Additionally, the following also support a finding of bad faith:
- failure to respond to the cease and desist email (see e.g. LEGO Juris A/S v. store24hour, WIPO Case No. D2013-0091 and cases cited therein); and
- the listing of the registrant as “No Owner” and provision of an address in Iran that could not be verified. Previous UDRP panels have held that the deliberate use of incorrect or ineffective contact particulars constitutes bad faith (see e.g. WordPress Foundation v. Guo Lei aka Lei Guo, WIPO Case No. D2011-0932 and cases cited therein).

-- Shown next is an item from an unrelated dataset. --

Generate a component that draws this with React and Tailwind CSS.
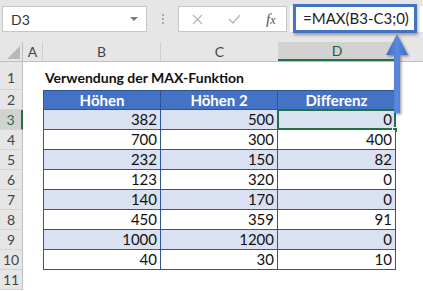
import React from 'react'

const ROWS = [
  [382, 500, 0],
  [700, 300, 400],
  [232, 150, 82],
  [123, 320, 0],
  [140, 170, 0],
  [450, 359, 91],
  [1000, 1200, 0],
  [40, 30, 10],
]

const COLS = ['w-[118px]', 'w-[117px]', 'w-[118px]']

function RowNum({ n, active, tall }) {
  return (
    <div
      className={`w-[23px] shrink-0 flex justify-center border-b border-[#d4d4d4] text-[14px] ${
        tall ? 'items-end pb-[1px]' : 'items-center'
      } ${
        active
          ? 'bg-[#d2d2d2] text-[#217346] border-r-2 border-r-[#217346]'
          : 'bg-[#e6e6e6] text-[#444] border-r border-r-[#bfbfbf]'
      }`}
    >
      {n}
    </div>
  )
}

function Arrow() {
  return (
    <svg className="absolute left-[380px] top-[30px]" width="36" height="90" viewBox="0 0 36 90">
      <defs>
        <filter id="sh" x="-50%" y="-20%" width="200%" height="150%">
          <feDropShadow dx="1.5" dy="1.5" stdDeviation="1.2" floodColor="#000" floodOpacity="0.35" />
        </filter>
        <linearGradient id="ag" x1="0" x2="1">
          <stop offset="0" stopColor="#3f6fc6" />
          <stop offset="0.5" stopColor="#5a88dc" />
          <stop offset="1" stopColor="#3f6fc6" />
        </linearGradient>
      </defs>
      <path
        d="M17 4 L28 25 L20 25 L20 83 L14 83 L14 25 L6 25 Z"
        fill="url(#ag)"
        filter="url(#sh)"
      />
    </svg>
  )
}

export default function App() {
  return (
    <div className="relative w-[423px] h-[291px] overflow-hidden bg-white font-['Lato',sans-serif] text-[#222]">
      {/* formula bar */}
      <div className="h-[42px] bg-[#e6e6e6] flex items-start pt-[6px]">
        <div className="ml-[2px] w-[145px] h-[26px] bg-white border border-[#c6c6c6] flex items-center justify-between pl-[8px] pr-[8px]">
          <span className="text-[14px] text-[#333]">D3</span>
          <span className="w-0 h-0 border-l-[4px] border-r-[4px] border-t-[4px] border-l-transparent border-r-transparent border-t-[#777]" />
        </div>
        <div className="w-[31px] h-[26px] flex flex-col items-center justify-center gap-[2px]">
          <span className="w-[2px] h-[2px] bg-[#aaa]" />
          <span className="w-[2px] h-[2px] bg-[#aaa]" />
          <span className="w-[2px] h-[2px] bg-[#aaa]" />
        </div>
        <div className="w-[109px] h-[26px] bg-white border border-[#c6c6c6] flex items-center">
          <svg className="ml-[13px]" width="11" height="11" viewBox="0 0 11 11">
            <path d="M1 1 L10 10 M10 1 L1 10" stroke="#b5b5b5" strokeWidth="1.2" fill="none" />
          </svg>
          <svg className="ml-[25px]" width="13" height="10" viewBox="0 0 13 10">
            <path d="M1 5 L5 9 L12 1" stroke="#b5b5b5" strokeWidth="1.3" fill="none" />
          </svg>
          <span className="ml-[25px] font-['Liberation_Serif',serif] italic text-[15px] text-[#555]">
            f<span className="text-[12px]">x</span>
          </span>
        </div>
        <div className="ml-[3px] flex-1 h-[26px] bg-white relative">
          <div className="absolute left-[3px] top-[-2px] w-[124px] h-[29px] border-[3px] border-[#4472c4] shadow-[1px_2px_3px_rgba(0,0,0,0.35)] flex items-center pl-[7px] text-[15px] text-[#222]">
            =MAX(B3-C3;0)
          </div>
        </div>
      </div>

      {/* column headers */}
      <div className="h-[20px] flex bg-[#e6e6e6] border-b border-[#bfbfbf] text-[14px] text-[#444]">
        <div className="w-[23px] shrink-0 border-r border-[#bfbfbf] relative">
          <span className="absolute right-[2px] bottom-[2px] w-0 h-0 border-b-[13px] border-l-[13px] border-b-[#b8b8b8] border-l-transparent" />
        </div>
        <div className="w-[20px] shrink-0 border-r border-[#cfcfcf] flex items-center justify-center">A</div>
        <div className="w-[118px] shrink-0 border-r border-[#cfcfcf] flex items-center justify-center">B</div>
        <div className="w-[117px] shrink-0 flex items-center justify-center">C</div>
        <div className="w-[118px] shrink-0 bg-[#d2d2d2] text-[#1e5c38] border-b-2 border-[#217346] flex items-center justify-center">
          D
        </div>
        <div className="flex-1 border-l border-[#cfcfcf]" />
      </div>

      {/* row 1 */}
      <div className="h-[28px] flex">
        <RowNum n={1} tall />
        <div className="w-[20px] shrink-0" />
        <div className="w-[118px] shrink-0 flex items-end pb-[2px] pl-[2px] whitespace-nowrap font-bold text-[14px] text-[#111]">
          Verwendung der MAX-Funktion
        </div>
      </div>

      {/* row 2: table header */}
      <div className="h-[20px] flex">
        <RowNum n={2} />
        <div className="w-[20px] shrink-0" />
        {['Höhen', 'Höhen 2', 'Differenz'].map((h, i) => (
          <div
            key={h}
            className={`${COLS[i]} shrink-0 bg-[#4472c4] border-t border-b border-r border-[#2f5597] ${
              i === 0 ? 'border-l' : ''
            } flex items-center justify-center font-bold text-[15px] text-white`}
          >
            {h}
          </div>
        ))}
      </div>

      {/* data rows */}
      {ROWS.map((r, ri) => (
        <div key={ri} className="h-[20px] flex">
          <RowNum n={ri + 3} active={ri === 0} />
          <div className="w-[20px] shrink-0" />
          {r.map((v, ci) => (
            <div
              key={ci}
              className={`${COLS[ci]} shrink-0 relative border-b border-r border-[#2f5597] ${
                ci === 0 ? 'border-l' : ''
              } ${ri % 2 === 0 ? 'bg-[#d9e1f2]' : 'bg-white'} flex items-center justify-end pr-[3px] text-[15px] text-[#111]`}
            >
              {v}
              {ri === 0 && ci === 2 && (
                <>
                  <span className="absolute left-[-1px] top-[-1px] right-[-1px] bottom-[-1px] border-2 border-[#217346]" />
                  <span className="absolute right-[-3px] bottom-[-4px] w-[6px] h-[6px] bg-[#217346] border border-white" />
                </>
              )}
            </div>
          ))}
        </div>
      ))}

      {/* row 11 */}
      <div className="h-[20px] flex">
        <RowNum n={11} />
      </div>

      <Arrow />
    </div>
  )
}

The Respondent had the opportunity to make submissions to the contrary but failed to do so. The Panel infers from this failure to respond that the Respondent could not provide any evidence of good faith registration and use and registration of the Disputed Domain Name (see Encyclopedia Britannica Inc. v. John Zuccarini and The Cupcake Patrol a/ka Country Walk a/k/a Cupcake Party, WIPO Case No. D2000-0330, and eBay Inc. v. Sunho Hong, WIPO Case No. D2000-1633).
In light of the above, the Panel finds that the Disputed Domain Name was registered and is being used in bad faith as defined in paragraph 4(b) of the Policy.
For the foregoing reasons, in accordance with paragraphs 4(i) of the Policy and 15 of the Rules, the Panel orders that the Disputed Domain Name <nikeiran.com> be transferred to the Complainant.